When we think about learning the Dharma, what comes to our mind? Do we picture a Buddha statue or think of a text? Or do we imagine someone meditating? If someone asks, “What is Dharma?,” what is our response?
Try this at home: Reflect on this question seriously for a moment and think about what comes to your mind. What does Dharma mean to us? What’s our split-second response? If we can’t really come to a clear answer quickly, then perhaps we’re not really understanding correctly.
Learning Buddhadharma: Understanding the Mind
Rinpoche says that Dharma to him means “my mind.” That’s it. It means our own mind.
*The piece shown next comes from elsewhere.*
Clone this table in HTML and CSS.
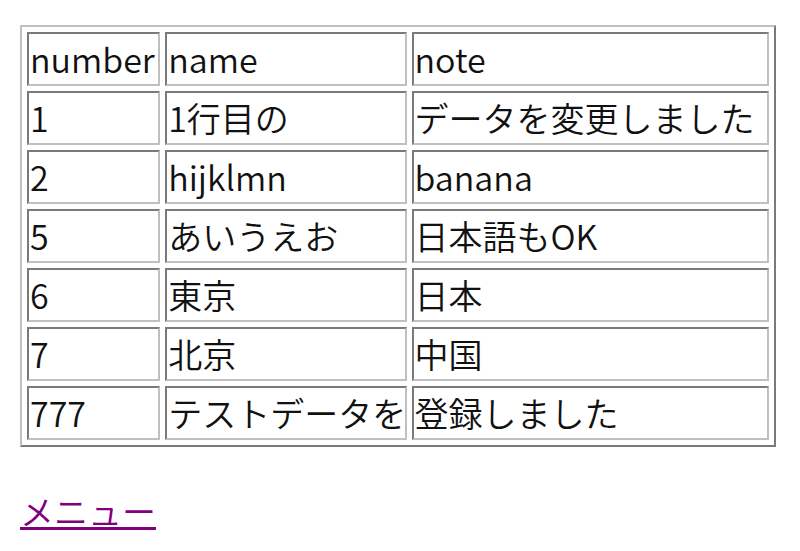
FILE: index.html
```html
<!DOCTYPE html>
<html lang="ja">
<head>
<meta charset="utf-8">
<link rel="stylesheet" href="styles.css">
</head>
<body>
<table class="data">
  <colgroup>
    <col class="c1"><col class="c2"><col class="c3">
  </colgroup>
  <tr><td>number</td><td>name</td><td>note</td></tr>
  <tr><td>1</td><td>1行目の</td><td>データを変更しました</td></tr>
  <tr><td>2</td><td>hijklmn</td><td>banana</td></tr>
  <tr><td>5</td><td>あいうえお</td><td>日本語もOK</td></tr>
  <tr><td>6</td><td>東京</td><td>日本</td></tr>
  <tr><td>7</td><td>北京</td><td>中国</td></tr>
  <tr><td>777</td><td>テストデータを</td><td>登録しました</td></tr>
</table>
<p class="menu"><a href="#" class="menu-link">メニュー</a></p>
</body>
</html>
```

FILE: styles.css
```css
html, body {
  background: #ffffff;
}
body {
  margin: 25px 0 0 20px;
  font-family: "Noto Sans CJK JP", "Noto Sans", sans-serif;
  font-size: 34px;
  color: #111;
}
.data {
  table-layout: fixed;
  width: 756px;
  border-collapse: separate;
  border-spacing: 5px;
  border-style: solid;
  border-width: 2px;
  border-color: #c0c0c0 #7a7a7a #7a7a7a #c0c0c0;
}
.c1 { width: 133px; }
.c2 { width: 241px; }
.c3 { width: 357px; }
.data td {
  height: 54px;
  box-sizing: border-box;
  padding: 0 0 0 1px;
  border-style: solid;
  border-width: 2px;
  border-color: #7a7a7a #c0c0c0 #c0c0c0 #7a7a7a;
  white-space: nowrap;
  overflow: visible;
  vertical-align: middle;
  line-height: 48px;
  font-weight: 350;
}
.menu {
  margin: 40px 0 0 0;
  line-height: 48px;
}
.menu-link {
  color: #800080;
  text-decoration: underline;
  font-weight: 350;
}
```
Often we may think Dharma is what the Buddha taught, but that’s not a very helpful answer, is it? We often recite the lines, “Don’t do evil actions, do good actions, and tame your mind.” This is better and summarizes the Buddha’s teaching well, but it still is a little vague.
Instead, simply think, “Mind!” It’s really that simple, but it’s also very profound. When we carefully reflect on this, we can realize that everything we practice comes down to mind. If we have this outlook, then all the Dharma becomes alive.
Think about how you perceive Dharma over the course of the next week. Does the challenge shift your understanding? How do you understand the point: mind? What does “essence” mean to you?
And why do you think this understanding prevents the Dharma from feeling “dead”?